THE LETTERS OF RALPH VAUGHAN WILLIAMS

Letter from Ralph Vaughan Williams to Francis Chandler

Letter No. VWL2754

Letter from Ralph Vaughan Williams to Francis Chandler

Letter No.: VWL2754


From R. Vaughan Williams,
10, Hanover Terrace,
Regents Park,
London, N.W.1.

January 14th 1954.

Dear Mr Chandler,1

Thank you very much for the photograph. I cannot remember the circumstances, but apparently I was very rude, and you have heaped coals of fire.
I do not know much about records, I do not care about them much, and therefore did not even know that Herbert Howells had not been recorded.  He certainly ought to be and I will see what I can do.  I think the British Council should be the first people to approach, or Novellos, or both.  But of course recording choral work is a much tougher proposition than that of an orchestral composition as I know by experience.  It has taken forty three years to achieve a recording of my Sea Symphony!  But I hope we shall suceed2 in doing something for the Hymnus.3
Yours sincerely,

R. Vaughan Williams


1. Francis Chandler, who was at this time teaching English at King Edward VI Grammar School in Retford. Chandler had taken an unauthorised photograph of VW at the Three Choirs Festival in 1951, and got caught.

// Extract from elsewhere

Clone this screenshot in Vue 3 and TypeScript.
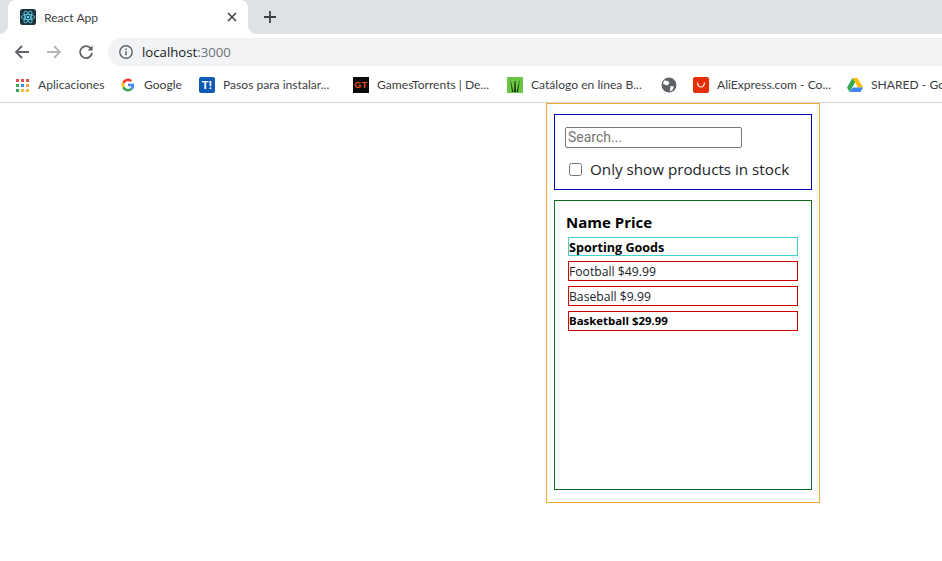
<template>
  <div class="browser">
    <!-- Tab strip -->
    <div class="tab-strip">
      <div class="tab">
        <svg class="favicon" width="16" height="16" viewBox="0 0 16 16">
          <rect width="16" height="16" rx="2.5" fill="#20343c" />
          <g fill="none" stroke="#61dafb" stroke-width=".8">
            <ellipse cx="8" cy="8" rx="6.6" ry="2.6" />
            <ellipse cx="8" cy="8" rx="6.6" ry="2.6" transform="rotate(60 8 8)" />
            <ellipse cx="8" cy="8" rx="6.6" ry="2.6" transform="rotate(120 8 8)" />
          </g>
          <circle cx="8" cy="8" r="1.3" fill="#61dafb" />
        </svg>
        <span class="tab-title">React App</span>
        <svg class="tab-close" width="10" height="10" viewBox="0 0 10 10">
          <path d="M1 1l8 8M9 1l-8 8" stroke="#45484c" stroke-width="1.7" fill="none" />
        </svg>
      </div>
      <svg class="new-tab" width="12" height="12" viewBox="0 0 12 12">
        <path d="M6 0v12M0 6h12" stroke="#3c4043" stroke-width="1.8" fill="none" />
      </svg>
    </div>

    <!-- Toolbar -->
    <div class="toolbar">
      <svg class="nav-icon" width="16" height="16" viewBox="0 0 16 16">
        <path d="M15 8H2M8 2L2 8l6 6" stroke="#5f6368" stroke-width="1.8" fill="none" />
      </svg>
      <svg class="nav-icon" width="16" height="16" viewBox="0 0 16 16">
        <path d="M1 8h13M8 2l6 6-6 6" stroke="#b4b6b9" stroke-width="1.8" fill="none" />
      </svg>
      <svg class="nav-icon" width="16" height="16" viewBox="0 0 16 16">
        <path d="M13.2 5A6 6 0 1 0 14 9" stroke="#5f6368" stroke-width="1.8" fill="none" />
        <path d="M14.6 1.6v5h-5z" fill="#5f6368" />
      </svg>
      <div class="omnibox">
        <svg width="16" height="16" viewBox="0 0 16 16">
          <circle cx="8" cy="8" r="6.2" stroke="#5f6368" stroke-width="1.4" fill="none" />
          <path d="M8 7.2v4M8 4.4v1.5" stroke="#5f6368" stroke-width="1.5" fill="none" />
        </svg>
        <span class="url">localhost<span class="url-port">:3000</span></span>
      </div>
    </div>

    <!-- Bookmarks bar -->
    <div class="bookmarks">
      <div v-for="b in bookmarks" :key="b.label + b.kind" class="bookmark" :style="{ width: b.width + 'px' }">
        <svg v-if="b.kind === 'apps'" class="fav-apps" width="14" height="14" viewBox="0 0 14 14">
          <rect v-for="d in appDots" :key="d.x + '-' + d.y" :x="d.x" :y="d.y" width="3" height="3" :fill="d.fill" />
        </svg>
        <svg v-else-if="b.kind === 'google'" class="fav-apps" width="14" height="14" viewBox="0 0 48 48">
          <path fill="#4285f4" d="M45 24.500c0-1.600-.1-3.100-.4-4.500H24v8.500h11.800c-.5 2.700-2 5-4.400 6.600l7 5.400c4.100-3.800 6.600-9.400 6.600-16z" />
          <path fill="#34a853" d="M24 46c5.900 0 10.900-2 14.400-5.300l-7-5.400c-1.900 1.300-4.400 2-7.400 2-5.700 0-10.500-3.800-12.200-9l-7.200 5.600C8.200 41.100 15.500 46 24 46z" />
          <path fill="#fbbc05" d="M11.800 28.300c-.9-2.700-.9-5.700 0-8.500l-7.200-5.600a22 22 0 0 0 0 19.700z" />
          <path fill="#ea4335" d="M24 10.800c3.200 0 6 1.100 8.300 3.300l6.200-6.200C34.800 4.300 29.900 2 24 2 15.500 2 8.200 6.900 4.600 14.200l7.200 5.600c1.700-5.200 6.500-9 12.200-9z" />
        </svg>
        <span v-else-if="b.kind === 't'" class="fav-t">T!</span>
        <span v-else-if="b.kind === 'gt'" class="fav-gt">GT</span>
        <svg v-else-if="b.kind === 'cat'" width="16" height="16" viewBox="0 0 16 16">
          <rect width="16" height="16" fill="#6cc644" />
          <path d="M3 1l2 14 1.500 0zM7.500 4l-.5 11h2l-.5-11zM13 1l-3.500 14h1.500z" fill="#173a12" />
        </svg>
        <svg v-else-if="b.kind === 'globe'" width="16" height="16" viewBox="0 0 16 16">
          <circle cx="8" cy="8" r="7.500" fill="#5f6368" />
          <path d="M3 3.500l4 .5 1.500 2-2 2.500-4.500-1.500zM9.500 9l3.500.5-1.500 3.500-2.500 1.500z" fill="#fff" />
        </svg>
        <svg v-else-if="b.kind === 'ali'" width="16" height="16" viewBox="0 0 16 16">
          <rect width="16" height="16" rx="2" fill="#e62e04" />
          <path d="M4.500 5.500c.5 6 6.500 6 7 0" stroke="#fff" stroke-width="1.200" fill="none" />
        </svg>
        <svg v-else-if="b.kind === 'drive'" width="16" height="16" viewBox="0 0 16 16">
          <path d="M5.500 1h5L16 10.500h-5z" fill="#fbbc05" />
          <path d="M5.500 1L0 10.500 2.500 15 8 5.500z" fill="#34a853" />
          <path d="M5.500 10.500H16L13.500 15h-11z" fill="#4285f4" />
        </svg>
        <span v-if="b.label" class="bookmark-label">{{ b.label }}</span>
      </div>
    </div>

    <!-- Page -->
    <div class="page">
      <div class="filterable-table">
        <div class="search-bar">
          <input class="search-input" type="text" placeholder="Search..." />
          <label class="stock-label">
            <input class="stock-check" type="checkbox" />
            <span>Only show products in stock</span>
          </label>
        </div>
        <div class="product-table">
          <div class="table-head">Name Price</div>
          <div class="category-row">Sporting Goods</div>
          <div
            v-for="p in products"
            :key="p.name"
            class="product-row"
            :class="{ 'out-of-stock': !p.stocked }"
          >
            {{ p.name }} {{ p.price }}
          </div>
        </div>
      </div>
    </div>
  </div>
</template>

<script setup lang="ts">
const bookmarks = [
  { kind: 'apps', label: 'Aplicaciones', width: 106 },
  { kind: 'google', label: 'Google', width: 78 },
  { kind: 't', label: 'Pasos para instalar...', width: 154 },
  { kind: 'gt', label: 'GamesTorrents | De...', width: 154 },
  { kind: 'cat', label: 'Catálogo en línea B...', width: 154 },
  { kind: 'globe', label: '', width: 32 },
  { kind: 'ali', label: 'AliExpress.com - Co...', width: 154 },
  { kind: 'drive', label: 'SHARED - Google Drive', width: 160 },
]

const dotColors = [
  '#d9534a', '#d9534a', '#d9534a',
  '#34a853', '#4285f4', '#f2a93b',
  '#34a853', '#f2c037', '#f2c037',
]
const appDots = dotColors.map((fill, i) => ({
  x: 1 + (i % 3) * 5,
  y: 1 + Math.floor(i / 3) * 5,
  fill,
}))

const products = [
  { name: 'Football', price: '$49.99', stocked: true },
  { name: 'Baseball', price: '$9.99', stocked: true },
  { name: 'Basketball', price: '$29.99', stocked: false },
]
</script>

<style>
html, body {
  margin: 0;
  background: #fff;
  overflow: hidden;
}
</style>

<style scoped>
.browser {
  width: 942px;
  height: 561px;
  overflow: hidden;
  font-family: "Open Sans", "Noto Sans", sans-serif;
}

/* Tabs */
.tab-strip {
  height: 34px;
  background: #dee1e6;
  display: flex;
  align-items: center;
  padding-left: 8px;
  box-sizing: border-box;
}
.tab {
  position: relative;
  width: 240px;
  height: 34px;
  background: #fff;
  border-radius: 8px 8px 0 0;
  display: flex;
  align-items: center;
  padding: 0 11px 0 12px;
  box-sizing: border-box;
}
.tab::before, .tab::after {
  content: "";
  position: absolute;
  bottom: 0;
  width: 8px;
  height: 8px;
}
.tab::before {
  left: -8px;
  background: radial-gradient(circle at 0 0, #dee1e6 7.500px, #fff 8px);
}
.tab::after {
  right: -8px;
  background: radial-gradient(circle at 100% 0, #dee1e6 7.500px, #fff 8px);
}
.favicon { flex-shrink: 0; }
.tab-title {
  margin-left: 8px;
  font: 12.100px Lato, sans-serif;
  color: #3c4043;
  flex: 1;
}
.new-tab { margin-left: 16px; }

/* Toolbar */
.toolbar {
  height: 33px;
  box-sizing: border-box;
  padding: 3px 0 0 14px;
  background: #fff;
  display: flex;
  align-items: center;
  gap: 16px;
}
.nav-icon { flex-shrink: 0; }
.omnibox {
  flex: 1;
  height: 28px;
  margin-left: -2px;
  background: #f1f3f4;
  border-radius: 14px 0 0 14px;
  display: flex;
  align-items: center;
  padding-left: 10px;
  gap: 8px;
}
.url {
  font-size: 13.200px;
  color: #202124;
}
.url-port { color: #6f7377; }

/* Bookmarks */
.bookmarks {
  height: 36px;
  background: #fff;
  border-bottom: 1px solid #d4d5d6;
  box-sizing: border-box;
  display: flex;
  align-items: center;
  padding-left: 15px;
  white-space: nowrap;
  overflow: hidden;
}
.bookmark {
  display: flex;
  align-items: center;
  gap: 8px;
  flex-shrink: 0;
}
.fav-apps { margin-right: 1px; }
.bookmark-label {
  font: 12.100px Lato, sans-serif;
  color: #3c4043;
}
.fav-t {
  width: 16px;
  height: 16px;
  border-radius: 2px;
  background: #0d5bb5;
  color: #fff;
  font: bold 11px/16px "Liberation Sans", sans-serif;
  text-align: center;
}
.fav-gt {
  width: 16px;
  height: 16px;
  background: #0a0a0a;
  color: #f0501e;
  font: bold 9px/16px "Liberation Sans", sans-serif;
  letter-spacing: .5px;
  text-align: center;
}

/* Page */
.filterable-table {
  width: 274px;
  height: 400px;
  margin-left: 546px;
  border: 1px solid #eeaa3c;
  box-sizing: border-box;
  padding: 10px 7px;
  color: #000;
}
.search-bar {
  height: 76px;
  border: 1px solid #0000b4;
  box-sizing: border-box;
  padding: 12px 10px 0;
}
.search-input {
  display: block;
  width: 177px;
  height: 21px;
  box-sizing: border-box;
  margin: 0;
  padding: 0 2px 2px;
  border: 1px solid #767676;
  border-radius: 2px;
  font: 14px Roboto, sans-serif;
  outline: none;
}
.search-input::placeholder { color: #757575; }
.stock-label {
  display: flex;
  align-items: center;
  margin-top: 10px;
  padding-left: 4px;
  font-size: 15.200px;
  line-height: 22px;
  color: #212529;
}
.stock-check {
  width: 13px;
  height: 13px;
  margin: 0 8px 0 0;
}
.product-table {
  height: 290px;
  margin-top: 10px;
  border: 1px solid #0b6b1e;
  box-sizing: border-box;
  padding: 11px 13px 0;
}
.table-head {
  margin-left: -2px;
  font-size: 15px;
  line-height: 21px;
  font-weight: 700;
}
.category-row, .product-row {
  box-sizing: border-box;
  height: 20px;
}
.category-row {
  height: 19px;
  margin-top: 4px;
  margin-bottom: 5px;
  border: 1px solid #48cfcf;
  font-size: 12.600px;
  line-height: 19px;
  font-weight: 700;
}
.product-row {
  margin-bottom: 5px;
  border: 1px solid #d00000;
  font-size: 12.200px;
  line-height: 19px;
  color: #212529;
}
.out-of-stock {
  font-size: 11.400px;
  line-height: 17px;
  font-weight: 700;
  color: #000;
}
</style>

A letter from Chandler to Oxford University Press (British Library MS Mus. 1714/1/21, ff. 53-54) explains the circumstances regarding the photograph.
2. sic.
3. Hymnus Paradisi a work which VW admired – and which gave rise to his dedication of Hodie to Howells – see R.V.W.: a biography, p.347. The sort of request for assistance to which VW is responding may have put in the VWs’ mind the idea of establishing the RVW Trust to assist fellow composers.